>>>
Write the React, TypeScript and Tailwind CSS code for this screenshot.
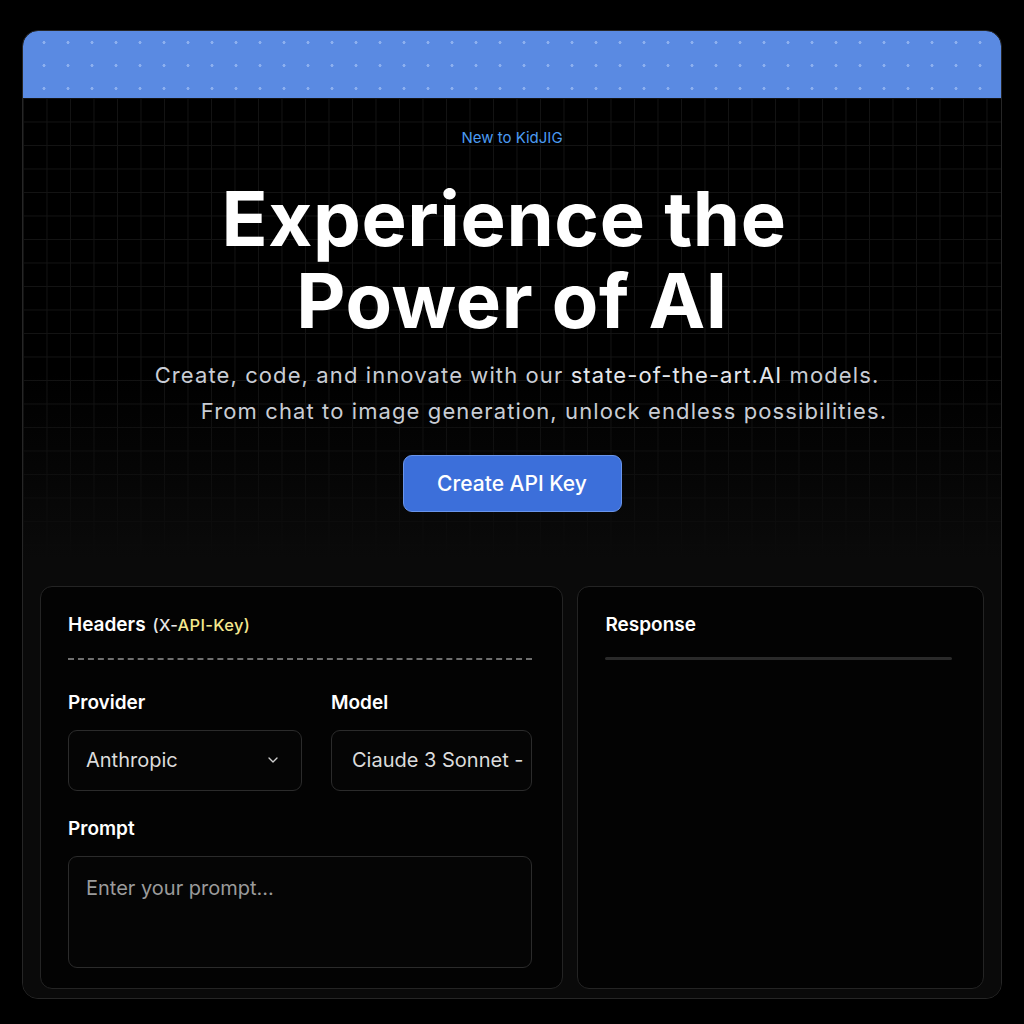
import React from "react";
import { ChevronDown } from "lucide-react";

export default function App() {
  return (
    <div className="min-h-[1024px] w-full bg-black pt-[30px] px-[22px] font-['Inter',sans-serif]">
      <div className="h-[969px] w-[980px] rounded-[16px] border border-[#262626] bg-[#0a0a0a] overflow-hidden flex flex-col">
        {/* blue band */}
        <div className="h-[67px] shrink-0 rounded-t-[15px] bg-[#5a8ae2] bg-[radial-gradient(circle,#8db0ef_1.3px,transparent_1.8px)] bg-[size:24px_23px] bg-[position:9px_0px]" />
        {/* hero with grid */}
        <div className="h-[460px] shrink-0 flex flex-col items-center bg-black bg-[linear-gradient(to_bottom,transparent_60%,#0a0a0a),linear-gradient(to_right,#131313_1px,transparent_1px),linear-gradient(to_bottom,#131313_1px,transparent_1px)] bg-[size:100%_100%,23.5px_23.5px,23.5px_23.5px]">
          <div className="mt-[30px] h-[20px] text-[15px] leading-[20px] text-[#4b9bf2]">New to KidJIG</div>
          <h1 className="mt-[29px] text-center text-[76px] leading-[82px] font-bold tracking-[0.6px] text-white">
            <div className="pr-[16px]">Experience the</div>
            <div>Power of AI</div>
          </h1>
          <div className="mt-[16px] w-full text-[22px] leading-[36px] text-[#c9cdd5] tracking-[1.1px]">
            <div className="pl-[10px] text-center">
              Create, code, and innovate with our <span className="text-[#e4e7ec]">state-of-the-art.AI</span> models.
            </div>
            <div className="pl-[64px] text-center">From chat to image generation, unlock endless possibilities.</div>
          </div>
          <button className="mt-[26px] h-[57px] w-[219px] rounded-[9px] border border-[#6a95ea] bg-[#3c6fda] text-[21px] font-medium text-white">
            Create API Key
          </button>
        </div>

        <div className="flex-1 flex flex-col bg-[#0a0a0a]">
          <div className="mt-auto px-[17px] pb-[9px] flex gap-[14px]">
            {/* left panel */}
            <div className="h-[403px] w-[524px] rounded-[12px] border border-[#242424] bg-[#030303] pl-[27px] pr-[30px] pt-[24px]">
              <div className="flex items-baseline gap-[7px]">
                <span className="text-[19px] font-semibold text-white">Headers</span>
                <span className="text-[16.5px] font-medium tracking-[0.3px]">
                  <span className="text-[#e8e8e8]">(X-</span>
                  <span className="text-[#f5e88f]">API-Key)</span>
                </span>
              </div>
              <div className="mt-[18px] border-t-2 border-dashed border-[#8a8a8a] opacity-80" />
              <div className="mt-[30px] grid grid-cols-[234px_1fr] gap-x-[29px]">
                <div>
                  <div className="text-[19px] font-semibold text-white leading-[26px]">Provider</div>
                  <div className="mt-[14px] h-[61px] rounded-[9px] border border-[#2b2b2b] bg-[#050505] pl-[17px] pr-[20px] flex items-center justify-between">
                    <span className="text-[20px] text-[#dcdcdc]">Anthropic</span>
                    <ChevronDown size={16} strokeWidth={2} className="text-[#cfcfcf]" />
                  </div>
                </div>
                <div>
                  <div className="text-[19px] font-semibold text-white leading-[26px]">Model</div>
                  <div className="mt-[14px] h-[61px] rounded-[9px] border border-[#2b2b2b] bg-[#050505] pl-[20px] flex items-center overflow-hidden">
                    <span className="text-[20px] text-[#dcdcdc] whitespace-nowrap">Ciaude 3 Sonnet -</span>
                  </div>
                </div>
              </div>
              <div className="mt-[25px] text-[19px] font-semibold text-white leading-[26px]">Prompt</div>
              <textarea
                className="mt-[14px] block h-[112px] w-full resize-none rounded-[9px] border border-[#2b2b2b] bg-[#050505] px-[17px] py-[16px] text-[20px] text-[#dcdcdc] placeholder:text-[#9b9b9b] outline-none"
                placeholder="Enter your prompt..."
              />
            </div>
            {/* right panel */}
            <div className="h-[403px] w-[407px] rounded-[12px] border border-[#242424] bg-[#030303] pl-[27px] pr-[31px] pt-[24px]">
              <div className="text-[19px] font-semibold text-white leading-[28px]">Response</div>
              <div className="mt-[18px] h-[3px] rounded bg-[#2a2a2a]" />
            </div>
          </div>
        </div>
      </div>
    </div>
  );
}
<<<
WORK TO DO
Quote the material in full and exactly; do not carry over its pictures.

SOLVED EXERCISE
Write the React, TypeScript and Tailwind CSS code for this screenshot.
import React from "react";
import { ChevronDown } from "lucide-react";

export default function App() {
  return (
    <div className="min-h-[1024px] w-full bg-black pt-[30px] px-[22px] font-['Inter',sans-serif]">
      <div className="h-[969px] w-[980px] rounded-[16px] border border-[#262626] bg-[#0a0a0a] overflow-hidden flex flex-col">
        {/* blue band */}
        <div className="h-[67px] shrink-0 rounded-t-[15px] bg-[#5a8ae2] bg-[radial-gradient(circle,#8db0ef_1.3px,transparent_1.8px)] bg-[size:24px_23px] bg-[position:9px_0px]" />
        {/* hero with grid */}
        <div className="h-[460px] shrink-0 flex flex-col items-center bg-black bg-[linear-gradient(to_bottom,transparent_60%,#0a0a0a),linear-gradient(to_right,#131313_1px,transparent_1px),linear-gradient(to_bottom,#131313_1px,transparent_1px)] bg-[size:100%_100%,23.5px_23.5px,23.5px_23.5px]">
          <div className="mt-[30px] h-[20px] text-[15px] leading-[20px] text-[#4b9bf2]">New to KidJIG</div>
          <h1 className="mt-[29px] text-center text-[76px] leading-[82px] font-bold tracking-[0.6px] text-white">
            <div className="pr-[16px]">Experience the</div>
            <div>Power of AI</div>
          </h1>
          <div className="mt-[16px] w-full text-[22px] leading-[36px] text-[#c9cdd5] tracking-[1.1px]">
            <div className="pl-[10px] text-center">
              Create, code, and innovate with our <span className="text-[#e4e7ec]">state-of-the-art.AI</span> models.
            </div>
            <div className="pl-[64px] text-center">From chat to image generation, unlock endless possibilities.</div>
          </div>
          <button className="mt-[26px] h-[57px] w-[219px] rounded-[9px] border border-[#6a95ea] bg-[#3c6fda] text-[21px] font-medium text-white">
            Create API Key
          </button>
        </div>

        <div className="flex-1 flex flex-col bg-[#0a0a0a]">
          <div className="mt-auto px-[17px] pb-[9px] flex gap-[14px]">
            {/* left panel */}
            <div className="h-[403px] w-[524px] rounded-[12px] border border-[#242424] bg-[#030303] pl-[27px] pr-[30px] pt-[24px]">
              <div className="flex items-baseline gap-[7px]">
                <span className="text-[19px] font-semibold text-white">Headers</span>
                <span className="text-[16.5px] font-medium tracking-[0.3px]">
                  <span className="text-[#e8e8e8]">(X-</span>
                  <span className="text-[#f5e88f]">API-Key)</span>
                </span>
              </div>
              <div className="mt-[18px] border-t-2 border-dashed border-[#8a8a8a] opacity-80" />
              <div className="mt-[30px] grid grid-cols-[234px_1fr] gap-x-[29px]">
                <div>
                  <div className="text-[19px] font-semibold text-white leading-[26px]">Provider</div>
                  <div className="mt-[14px] h-[61px] rounded-[9px] border border-[#2b2b2b] bg-[#050505] pl-[17px] pr-[20px] flex items-center justify-between">
                    <span className="text-[20px] text-[#dcdcdc]">Anthropic</span>
                    <ChevronDown size={16} strokeWidth={2} className="text-[#cfcfcf]" />
                  </div>
                </div>
                <div>
                  <div className="text-[19px] font-semibold text-white leading-[26px]">Model</div>
                  <div className="mt-[14px] h-[61px] rounded-[9px] border border-[#2b2b2b] bg-[#050505] pl-[20px] flex items-center overflow-hidden">
                    <span className="text-[20px] text-[#dcdcdc] whitespace-nowrap">Ciaude 3 Sonnet -</span>
                  </div>
                </div>
              </div>
              <div className="mt-[25px] text-[19px] font-semibold text-white leading-[26px]">Prompt</div>
              <textarea
                className="mt-[14px] block h-[112px] w-full resize-none rounded-[9px] border border-[#2b2b2b] bg-[#050505] px-[17px] py-[16px] text-[20px] text-[#dcdcdc] placeholder:text-[#9b9b9b] outline-none"
                placeholder="Enter your prompt..."
              />
            </div>
            {/* right panel */}
            <div className="h-[403px] w-[407px] rounded-[12px] border border-[#242424] bg-[#030303] pl-[27px] pr-[31px] pt-[24px]">
              <div className="text-[19px] font-semibold text-white leading-[28px]">Response</div>
              <div className="mt-[18px] h-[3px] rounded bg-[#2a2a2a]" />
            </div>
          </div>
        </div>
      </div>
    </div>
  );
}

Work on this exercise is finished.